Okay - I logged on this morning - hoping to see some happy faces in the post lines here. Bring on the sunshine & rainbows, damnit!! Where's the happiness? How are all of you doing? WHO'S losing lately? What are you doing with your food/exercise? Share! Beth 'How puzzling all these changes are,' said Alice. 'I'm never sure what I am going to be from one minute to another. However, I've got back to my right size: the next thing is to get into that beautiful garden.' HW- 313 SW- 298 CW- 140 (not weighing - I've gained) GW- 130 http://meltingmama.blogspot.com/ New today...
jennann
on 5/4/05 12:20 pm - Bonifay, FL
Topic: RE: feel like such a failure
Hold your head up don't give up... It will come not as fast as you would like but it will come.. I though forever I would never see 130.. But I think it might happen after all.. I've started walking again for about a month now and the scales have started moving again.. I lost alot before when I was walking and able to swim before it got cold... Thats what I miss being able to swim.. Maybe it will warm up and stay soon... Keep up the exercise and you will see the numbers drop.. Crossing my legs for you... GOOD LUCK TO YOU..... Jennifer 280/153/130
(deactivated member)
on 5/4/05 10:36 am - South of Boston, MA
Topic: RE: feel like such a failure
Amy ((hugs)) Keep track of those inches lost - it's amazing to see the changes... really is... I wish I had tracked it better ... BTW - how does losing 106+ lbs mean you failed?! You're doing it. The race is not always to the swift... but to those who keep on running. ~Author Unknown Beth                                            Success is how high you bounce when you hit bottom.  ~Patton http://meltingmama.blogspot.com/                                            
Amy H.
on 5/4/05 9:01 am - Shenandoah Valley, VA
Topic: feel like such a failure
ok my preop weight was 300;bs, today i am at 194. I feel like such a complete failure. I thought for sure i would be at 150 by now. I didnt start exercise until about a month and a half ago. I know I know that was a huge part of my failure. Since I have been working out still no difference on the scale. I know i have lost some inches, but dang I wanna see 150. Help guys and dolls, im very very sad hugs amy
Larakatya
on 5/4/05 7:31 am - Twin Cities, MN
Topic: RE: Its my one year!!!
I MISSED YOUR ONE YEAR! And you're part of my running inspiration, so I needed to fix that. You're awesome lady, and I'm so proud of you for your hard work on your journey. Keep up your smashing success! Hugs, ~Lara
Dedicated
on 5/4/05 6:52 am - Eleva, WI
Topic: RE: Doing poorly, failing my tool...

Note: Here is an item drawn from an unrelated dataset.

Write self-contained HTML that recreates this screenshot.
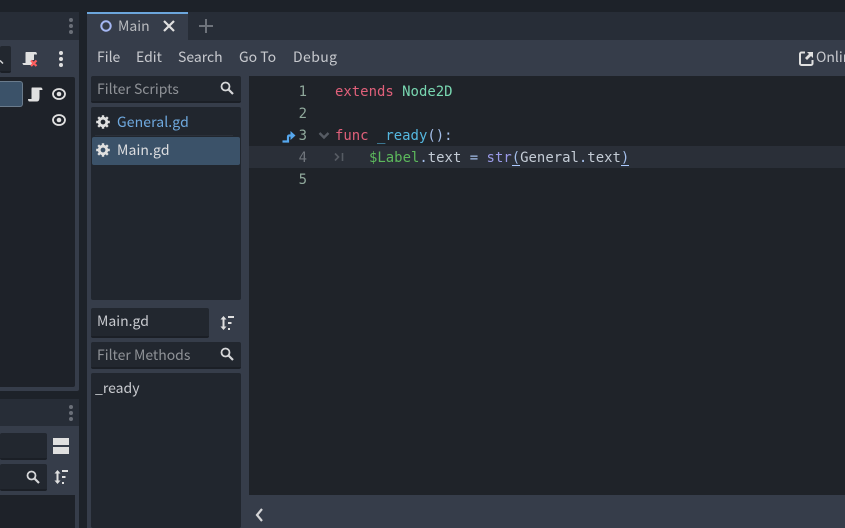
<!DOCTYPE html>
<html><head><meta charset="utf-8">
<style>
html,body{margin:0;padding:0}
body{width:845px;height:528px;overflow:hidden;position:relative;background:#1d2229;font-family:"Noto Sans CJK JP","Liberation Sans",sans-serif;font-size:14px;color:#c8cacf}
div,svg{position:absolute}
.t{white-space:nowrap;line-height:20px;height:20px}
.f{background:#22272f;border-bottom:2px solid #1b1f26;box-sizing:border-box;border-radius:2px}
.l{background:#21262e;border-radius:2px}
.dim{color:#8f9297}
.code{font-family:"DejaVu Sans Mono","Liberation Mono",monospace;font-size:13.95px;line-height:22px;height:22px;white-space:pre;color:#c4ccd6}
.n{font-family:"DejaVu Sans Mono","Liberation Mono",monospace;font-size:13.95px;line-height:22px;height:22px;color:#8fa89b;width:20px;text-align:right}
</style></head><body>

<!-- left panel -->
<div style="left:0;top:12px;width:79px;height:379px;background:#363d4a;border-radius:0 2px 2px 0"></div>
<div style="left:0;top:12px;width:79px;height:28px;background:#272d37"></div>
<div style="left:69px;top:18px;width:4px;height:4px;border-radius:2px;background:#6a6f78"></div>
<div style="left:69px;top:24px;width:4px;height:4px;border-radius:2px;background:#6a6f78"></div>
<div style="left:69px;top:30px;width:4px;height:4px;border-radius:2px;background:#6a6f78"></div>
<div class="f" style="left:0;top:46px;width:11px;height:27px;background:#22272f"></div>
<svg style="left:0;top:59px" width="6" height="6" viewBox="0 0 6 6"><path d="M0 1.500L3 4.500" fill="none" stroke="#d5d6d8" stroke-width="1.500"/></svg>
<svg style="left:22px;top:51px" width="16" height="16" viewBox="0 0 16 16"><path d="M4 1H13C14.500 1 15 2 15 3.500H12V9H10V14H2C1 14 .5 13 .5 12H3.500V3C3.500 2 3.500 1 4 1Z" fill="#e0e0e0"/><path d="M9 9.500L14.500 15M14.500 9.500L9 15" stroke="#ff5f5f" stroke-width="2.200"/></svg>
<div style="left:59px;top:51px;width:4px;height:4px;border-radius:2px;background:#e0e0e0"></div>
<div style="left:59px;top:57px;width:4px;height:4px;border-radius:2px;background:#e0e0e0"></div>
<div style="left:59px;top:63px;width:4px;height:4px;border-radius:2px;background:#e0e0e0"></div>
<div style="left:0;top:77px;width:75px;height:310px;background:#1e2229;border-radius:0 2px 2px 0"></div>
<div style="left:0;top:81px;width:22px;height:24px;background:#3b5269;border:1px solid #6a7b8c;border-left:0;border-radius:0 3px 3px 0"></div>
<svg style="left:28px;top:87px" width="15" height="15" viewBox="0 0 15 15"><path d="M4 .5H12.500C14 .5 14.500 1.500 14.500 3H11.500V10C11.500 12.500 11 14.500 9 14.500H1.500C.5 14.500 0 13.500 0 12H3.500V3C3.500 1.500 3.500 .5 4 .5Z" fill="#e0e0e0"/></svg>
<svg style="left:52px;top:87px" width="14" height="14" viewBox="0 0 14 14"><ellipse cx="7" cy="7" rx="6" ry="5" fill="none" stroke="#e0e0e0" stroke-width="1.800"/><circle cx="7" cy="7" r="2.300" fill="#e0e0e0"/></svg>
<svg style="left:52px;top:113px" width="14" height="14" viewBox="0 0 14 14"><ellipse cx="7" cy="7" rx="6" ry="5" fill="none" stroke="#e0e0e0" stroke-width="1.800"/><circle cx="7" cy="7" r="2.300" fill="#e0e0e0"/></svg>

<!-- left lower panel -->
<div style="left:0;top:399px;width:79px;height:129px;background:#363d4a;border-radius:0 2px 0 0"></div>
<div style="left:0;top:399px;width:79px;height:27px;background:#272d37"></div>
<div style="left:69px;top:405px;width:4px;height:4px;border-radius:2px;background:#6a6f78"></div>
<div style="left:69px;top:411px;width:4px;height:4px;border-radius:2px;background:#6a6f78"></div>
<div style="left:69px;top:417px;width:4px;height:4px;border-radius:2px;background:#6a6f78"></div>
<div class="f" style="left:0;top:433px;width:47px;height:27px"></div>
<div style="left:53px;top:438px;width:16px;height:7px;background:#e0e0e0"></div>
<div style="left:53px;top:447px;width:16px;height:7px;background:#e0e0e0"></div>
<div class="f" style="left:0;top:464px;width:47px;height:27px"></div>
<svg style="left:26px;top:470px" width="14" height="14" viewBox="0 0 14 14"><circle cx="5.500" cy="5.500" r="4" fill="none" stroke="#d5d6d8" stroke-width="1.800"/><path d="M8.500 8.500L13 13" stroke="#d5d6d8" stroke-width="2.200"/></svg>
<svg style="left:53px;top:469px" width="16" height="16" viewBox="0 0 16 16"><path d="M4.500 2V14" stroke="#e0e0e0" stroke-width="2"/><path d="M1.500 4.500L4.500 1L7.500 4.500ZM1.500 11.500L4.500 15L7.500 11.500Z" fill="#e0e0e0"/><path d="M9 2H15M9 8H12.500M9 14H11" stroke="#e0e0e0" stroke-width="2"/></svg>
<div style="left:0;top:495px;width:75px;height:33px;background:#1e2229"></div>

<!-- right panel -->
<div style="left:87px;top:12px;width:758px;height:516px;background:#363d4a"></div>
<div style="left:87px;top:12px;width:758px;height:28px;background:#272d37"></div>
<div style="left:87px;top:12px;width:101px;height:28px;background:#363d4a"></div>
<div style="left:87px;top:12px;width:101px;height:2px;background:#6ca6dc"></div>
<svg style="left:99px;top:19px" width="14" height="14" viewBox="0 0 14 14"><circle cx="7" cy="7" r="4.700" fill="none" stroke="#a5b7f3" stroke-width="2"/></svg>
<div class="t" style="left:118px;top:16px;color:#b9bbbf">Main</div>
<svg style="left:163px;top:20px" width="12" height="12" viewBox="0 0 12 12"><path d="M1 1L11 11M11 1L1 11" stroke="#e0e0e0" stroke-width="2.200"/></svg>
<svg style="left:198px;top:18px" width="16" height="16" viewBox="0 0 16 16"><path d="M8 1V15M1 8H15" stroke="#6e737b" stroke-width="2"/></svg>

<div class="t" style="left:97px;top:47px">File</div>
<div class="t" style="left:136px;top:47px">Edit</div>
<div class="t" style="left:178px;top:47px">Search</div>
<div class="t" style="left:239px;top:47px">Go To</div>
<div class="t" style="left:293px;top:47px;letter-spacing:.4px">Debug</div>
<svg style="left:799px;top:51px" width="15" height="15" viewBox="0 0 15 15"><path d="M6 1.500H2.500A1.500 1.500 0 0 0 1 3V12.500A1.500 1.500 0 0 0 2.500 14H12A1.500 1.500 0 0 0 13.500 12.500V9" fill="none" stroke="#e0e0e0" stroke-width="2"/><path d="M8 1H14V7L12 5L8 9L6 7L10 3Z" fill="#e0e0e0"/></svg>
<div style="left:816px;top:47px;width:29px;height:20px;overflow:hidden"><div class="t" style="left:0;top:0">Online Docs</div></div>

<!-- scripts column -->
<div class="f" style="left:91px;top:76px;width:150px;height:27px"></div>
<div class="t dim" style="left:97px;top:79px">Filter Scripts</div>
<svg style="left:220px;top:81px" width="14" height="14" viewBox="0 0 14 14"><circle cx="5.500" cy="5.500" r="4" fill="none" stroke="#d5d6d8" stroke-width="1.800"/><path d="M8.500 8.500L13 13" stroke="#d5d6d8" stroke-width="2.200"/></svg>
<div class="l" style="left:91px;top:107px;width:150px;height:193px"></div>
<div style="left:95px;top:135px;width:138px;height:1px;background:#2b3039"></div>
<div style="left:92px;top:137px;width:148px;height:28px;background:#3b5269;border-radius:2px"></div>
<svg style="left:96px;top:115px" width="14" height="14" viewBox="0 0 14 14"><circle cx="7" cy="7" r="3.800" fill="none" stroke="#e0e0e0" stroke-width="2.800"/><path d="M7 .2V13.800M.2 7H13.800M2.200 2.200L11.800 11.800M11.800 2.200L2.200 11.800" stroke="#e0e0e0" stroke-width="2.400" stroke-dasharray="3 7.600"/></svg>
<svg style="left:96px;top:143px" width="14" height="14" viewBox="0 0 14 14"><circle cx="7" cy="7" r="3.800" fill="none" stroke="#e0e0e0" stroke-width="2.800"/><path d="M7 .2V13.800M.2 7H13.800M2.200 2.200L11.800 11.800M11.800 2.200L2.200 11.800" stroke="#e0e0e0" stroke-width="2.400" stroke-dasharray="3 7.600"/></svg>
<div class="t" style="left:117px;top:112px;color:#6fa9df;letter-spacing:.1px">General.gd</div>
<div class="t" style="left:117px;top:140px;color:#dcdde0;letter-spacing:.1px">Main.gd</div>

<div class="f" style="left:91px;top:308px;width:118px;height:30px"></div>
<div class="t" style="left:97px;top:311px">Main.gd</div>
<svg style="left:219px;top:315px" width="16" height="16" viewBox="0 0 16 16"><path d="M4.500 2V14" stroke="#e0e0e0" stroke-width="2"/><path d="M1.500 4.500L4.500 1L7.500 4.500ZM1.500 11.500L4.500 15L7.500 11.500Z" fill="#e0e0e0"/><path d="M9 2H15M9 8H12.500M9 14H11" stroke="#e0e0e0" stroke-width="2"/></svg>
<div class="f" style="left:91px;top:342px;width:150px;height:27px"></div>
<div class="t dim" style="left:97px;top:345px">Filter Methods</div>
<svg style="left:220px;top:347px" width="14" height="14" viewBox="0 0 14 14"><circle cx="5.500" cy="5.500" r="4" fill="none" stroke="#d5d6d8" stroke-width="1.800"/><path d="M8.500 8.500L13 13" stroke="#d5d6d8" stroke-width="2.200"/></svg>
<div class="l" style="left:91px;top:373px;width:150px;height:155px"></div>
<div class="t" style="left:95px;top:378px">_ready</div>

<!-- editor -->
<div style="left:249px;top:76px;width:596px;height:419px;background:#1f2329"></div>
<div style="left:249px;top:146px;width:596px;height:22px;background:#2a2f38"></div>
<div class="n" style="left:287px;top:81px">1</div>
<div class="n" style="left:287px;top:103px">2</div>
<div class="n" style="left:287px;top:125px">3</div>
<div class="n" style="left:287px;top:147px;color:#70757c">4</div>
<div class="n" style="left:287px;top:169px">5</div>
<svg style="left:282px;top:129px" width="14" height="14" viewBox="0 0 14 14"><path d="M.5 12.500H6V8C6 7 6.500 6.500 7.500 6.500H9" fill="none" stroke="#56a8ef" stroke-width="2.200"/><path d="M8.500 2L13.500 6.500L8.500 11Z" fill="#56a8ef"/></svg>
<svg style="left:318px;top:131px" width="12" height="9" viewBox="0 0 12 9"><path d="M1.500 2L6 6.500L10.500 2" fill="none" stroke="#565b63" stroke-width="2.400"/></svg>
<svg style="left:334px;top:152px" width="10" height="10" viewBox="0 0 10 10"><path d="M1 1.500L4.500 5L1 8.500" fill="none" stroke="#565b63" stroke-width="1.600"/><path d="M8.500 1V9" stroke="#565b63" stroke-width="1.600"/></svg>

<div class="code" style="left:335px;top:81px"><span style="color:#e0607a">extends</span> <span style="color:#78d6b0">Node2D</span></div>
<div class="code" style="left:335px;top:125px"><span style="color:#e0607a">func</span> <span style="color:#55b8e0">_ready</span><span style="color:#a3bde8">():</span></div>
<div class="code" style="left:369px;top:147px"><span style="color:#5cb85c">$Label</span><span style="color:#a3bde8">.</span>text <span style="color:#a3bde8">=</span> <span style="color:#9a9ae8">str</span><span style="color:#a3bde8">(</span>General<span style="color:#a3bde8">.</span>text<span style="color:#a3bde8">)</span></div>
<div style="left:512px;top:165px;width:8px;height:1px;background:#abc9ff"></div>
<div style="left:621px;top:165px;width:8px;height:1px;background:#abc9ff"></div>

<svg style="left:254.500px;top:508px" width="9" height="14" viewBox="0 0 9 14"><path d="M7 1L2 7L7 13" fill="none" stroke="#d5d6d8" stroke-width="2.200"/></svg>
</body></html>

Maybe this is year out syndrome! I too have been dealing with old demons in the food world. Ugggh. I needed a "change". This weird life of a post-op RNY person is too normal for me now. I am enrolling in college, once again and will hopefully be attending at least part time in the fall. I switched offices with a girl from work, hoping a change of scenery would improve my boredom at work. I like the job, the people, the pay, but I'm bored out of my mind, there is no challenge. Now I'm considering cutting my hours from 40 to 30, so I can spend more time at home or working on school. I guess I'm bored with my life, so little things annoy me more, then I "nibble". Suppose we'll muddle through!